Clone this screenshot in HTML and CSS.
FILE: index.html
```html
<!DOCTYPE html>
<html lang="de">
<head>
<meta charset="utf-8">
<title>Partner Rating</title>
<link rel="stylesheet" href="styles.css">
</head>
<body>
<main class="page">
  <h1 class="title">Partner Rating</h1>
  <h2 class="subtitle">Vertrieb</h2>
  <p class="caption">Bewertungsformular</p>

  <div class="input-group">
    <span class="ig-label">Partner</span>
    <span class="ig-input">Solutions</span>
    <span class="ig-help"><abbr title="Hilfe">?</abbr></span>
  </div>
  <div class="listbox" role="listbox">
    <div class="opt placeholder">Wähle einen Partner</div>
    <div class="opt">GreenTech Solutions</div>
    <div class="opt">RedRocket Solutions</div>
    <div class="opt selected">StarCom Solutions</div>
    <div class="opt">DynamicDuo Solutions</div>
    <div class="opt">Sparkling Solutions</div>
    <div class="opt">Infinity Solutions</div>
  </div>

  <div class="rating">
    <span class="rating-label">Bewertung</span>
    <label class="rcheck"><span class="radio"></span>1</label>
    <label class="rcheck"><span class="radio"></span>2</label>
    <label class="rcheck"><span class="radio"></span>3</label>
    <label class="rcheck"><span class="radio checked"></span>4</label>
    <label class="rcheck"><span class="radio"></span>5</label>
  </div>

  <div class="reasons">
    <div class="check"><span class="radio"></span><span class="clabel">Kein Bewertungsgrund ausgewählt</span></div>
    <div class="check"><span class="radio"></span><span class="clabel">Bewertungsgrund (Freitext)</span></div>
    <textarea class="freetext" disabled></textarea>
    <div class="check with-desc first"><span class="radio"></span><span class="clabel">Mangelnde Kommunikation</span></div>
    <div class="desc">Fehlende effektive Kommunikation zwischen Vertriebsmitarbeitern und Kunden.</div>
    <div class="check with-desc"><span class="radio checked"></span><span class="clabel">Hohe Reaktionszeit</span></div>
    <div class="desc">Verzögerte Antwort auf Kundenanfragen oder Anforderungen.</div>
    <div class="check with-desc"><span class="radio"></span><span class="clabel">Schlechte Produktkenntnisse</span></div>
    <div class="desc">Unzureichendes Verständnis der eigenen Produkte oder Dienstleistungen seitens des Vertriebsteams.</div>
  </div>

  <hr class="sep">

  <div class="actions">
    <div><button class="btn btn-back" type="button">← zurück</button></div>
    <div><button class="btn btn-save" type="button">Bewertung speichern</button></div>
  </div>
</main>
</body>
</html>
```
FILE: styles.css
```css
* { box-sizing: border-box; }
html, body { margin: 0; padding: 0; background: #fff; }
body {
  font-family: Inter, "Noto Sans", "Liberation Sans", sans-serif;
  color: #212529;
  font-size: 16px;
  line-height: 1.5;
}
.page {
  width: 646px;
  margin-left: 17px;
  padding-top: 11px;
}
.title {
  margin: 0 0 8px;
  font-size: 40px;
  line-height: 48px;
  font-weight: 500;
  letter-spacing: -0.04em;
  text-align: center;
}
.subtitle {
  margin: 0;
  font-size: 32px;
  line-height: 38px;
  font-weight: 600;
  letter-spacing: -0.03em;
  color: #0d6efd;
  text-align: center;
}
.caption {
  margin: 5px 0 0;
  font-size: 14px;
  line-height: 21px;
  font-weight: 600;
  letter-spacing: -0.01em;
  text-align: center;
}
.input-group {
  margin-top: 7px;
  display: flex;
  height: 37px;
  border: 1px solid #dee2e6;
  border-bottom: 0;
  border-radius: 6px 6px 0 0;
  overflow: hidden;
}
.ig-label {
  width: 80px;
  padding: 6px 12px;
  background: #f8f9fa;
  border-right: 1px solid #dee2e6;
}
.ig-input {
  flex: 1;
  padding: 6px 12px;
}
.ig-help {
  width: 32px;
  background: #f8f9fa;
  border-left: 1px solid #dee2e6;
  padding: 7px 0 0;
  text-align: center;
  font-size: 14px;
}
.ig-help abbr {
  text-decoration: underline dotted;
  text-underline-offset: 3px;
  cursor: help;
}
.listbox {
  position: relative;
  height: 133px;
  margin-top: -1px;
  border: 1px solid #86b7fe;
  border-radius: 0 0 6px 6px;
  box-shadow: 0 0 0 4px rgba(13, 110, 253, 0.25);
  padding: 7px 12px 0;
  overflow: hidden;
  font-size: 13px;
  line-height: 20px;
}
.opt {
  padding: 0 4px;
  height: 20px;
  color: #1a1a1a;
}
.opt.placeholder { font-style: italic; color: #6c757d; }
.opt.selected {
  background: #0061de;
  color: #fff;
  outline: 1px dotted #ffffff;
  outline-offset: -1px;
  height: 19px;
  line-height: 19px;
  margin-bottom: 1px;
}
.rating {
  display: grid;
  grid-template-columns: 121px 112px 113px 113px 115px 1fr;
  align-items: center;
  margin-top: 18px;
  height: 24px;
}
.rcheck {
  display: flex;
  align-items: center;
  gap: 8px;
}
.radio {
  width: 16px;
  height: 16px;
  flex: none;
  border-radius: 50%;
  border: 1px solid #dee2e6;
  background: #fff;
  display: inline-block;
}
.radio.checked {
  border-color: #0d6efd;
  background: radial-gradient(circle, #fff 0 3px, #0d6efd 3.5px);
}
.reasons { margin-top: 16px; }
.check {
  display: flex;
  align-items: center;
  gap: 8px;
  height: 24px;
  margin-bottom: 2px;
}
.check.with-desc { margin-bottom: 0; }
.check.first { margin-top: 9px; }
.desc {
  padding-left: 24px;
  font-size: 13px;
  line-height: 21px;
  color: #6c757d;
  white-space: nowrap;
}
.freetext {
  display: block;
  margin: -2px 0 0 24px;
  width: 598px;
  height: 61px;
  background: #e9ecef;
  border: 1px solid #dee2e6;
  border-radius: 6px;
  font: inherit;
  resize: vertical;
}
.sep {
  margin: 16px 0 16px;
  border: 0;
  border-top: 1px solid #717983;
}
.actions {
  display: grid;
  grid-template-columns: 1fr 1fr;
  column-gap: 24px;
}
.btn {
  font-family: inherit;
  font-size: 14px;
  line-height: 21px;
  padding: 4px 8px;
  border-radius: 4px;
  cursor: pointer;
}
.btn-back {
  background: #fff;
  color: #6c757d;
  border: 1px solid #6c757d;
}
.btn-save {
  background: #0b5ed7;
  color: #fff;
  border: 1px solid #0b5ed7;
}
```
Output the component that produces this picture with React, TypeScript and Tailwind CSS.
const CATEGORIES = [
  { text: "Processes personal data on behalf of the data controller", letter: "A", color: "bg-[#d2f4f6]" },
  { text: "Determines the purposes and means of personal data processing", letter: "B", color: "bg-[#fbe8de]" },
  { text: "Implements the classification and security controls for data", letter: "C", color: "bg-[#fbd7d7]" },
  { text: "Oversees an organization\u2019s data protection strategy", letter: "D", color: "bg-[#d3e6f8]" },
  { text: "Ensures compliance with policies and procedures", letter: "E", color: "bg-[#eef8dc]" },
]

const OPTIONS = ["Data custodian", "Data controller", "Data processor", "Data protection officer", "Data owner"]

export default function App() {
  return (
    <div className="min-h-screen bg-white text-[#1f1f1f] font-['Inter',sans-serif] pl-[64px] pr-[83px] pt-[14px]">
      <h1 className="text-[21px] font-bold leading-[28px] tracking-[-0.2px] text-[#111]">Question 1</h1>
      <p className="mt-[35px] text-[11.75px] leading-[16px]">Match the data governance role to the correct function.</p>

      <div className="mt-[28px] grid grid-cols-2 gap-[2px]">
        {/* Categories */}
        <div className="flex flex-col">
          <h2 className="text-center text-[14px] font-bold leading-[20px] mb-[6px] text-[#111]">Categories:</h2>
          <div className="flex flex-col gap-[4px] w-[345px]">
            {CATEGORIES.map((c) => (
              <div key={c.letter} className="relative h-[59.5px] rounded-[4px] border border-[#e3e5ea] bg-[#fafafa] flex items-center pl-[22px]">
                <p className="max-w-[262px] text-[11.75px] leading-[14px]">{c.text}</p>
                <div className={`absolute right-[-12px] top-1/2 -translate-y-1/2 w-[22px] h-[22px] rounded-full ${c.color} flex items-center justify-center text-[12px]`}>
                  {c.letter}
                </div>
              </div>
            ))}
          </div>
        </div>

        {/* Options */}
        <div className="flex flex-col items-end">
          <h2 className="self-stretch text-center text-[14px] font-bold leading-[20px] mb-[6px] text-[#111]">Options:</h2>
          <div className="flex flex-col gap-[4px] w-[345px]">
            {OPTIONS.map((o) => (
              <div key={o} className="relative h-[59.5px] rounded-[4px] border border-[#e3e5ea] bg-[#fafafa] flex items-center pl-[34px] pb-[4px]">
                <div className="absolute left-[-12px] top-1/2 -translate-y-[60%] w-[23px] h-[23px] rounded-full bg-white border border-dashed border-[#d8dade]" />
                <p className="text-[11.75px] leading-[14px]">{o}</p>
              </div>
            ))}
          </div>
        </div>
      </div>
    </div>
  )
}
==============================
■ **TASK DESCRIPTION**:
Which lines of the data include "this"? Copy each of them.

■ **EXERCISE RESPONSE**:
Clone this screenshot in HTML and CSS.
Output the component that produces this picture with React, TypeScript and Tailwind CSS.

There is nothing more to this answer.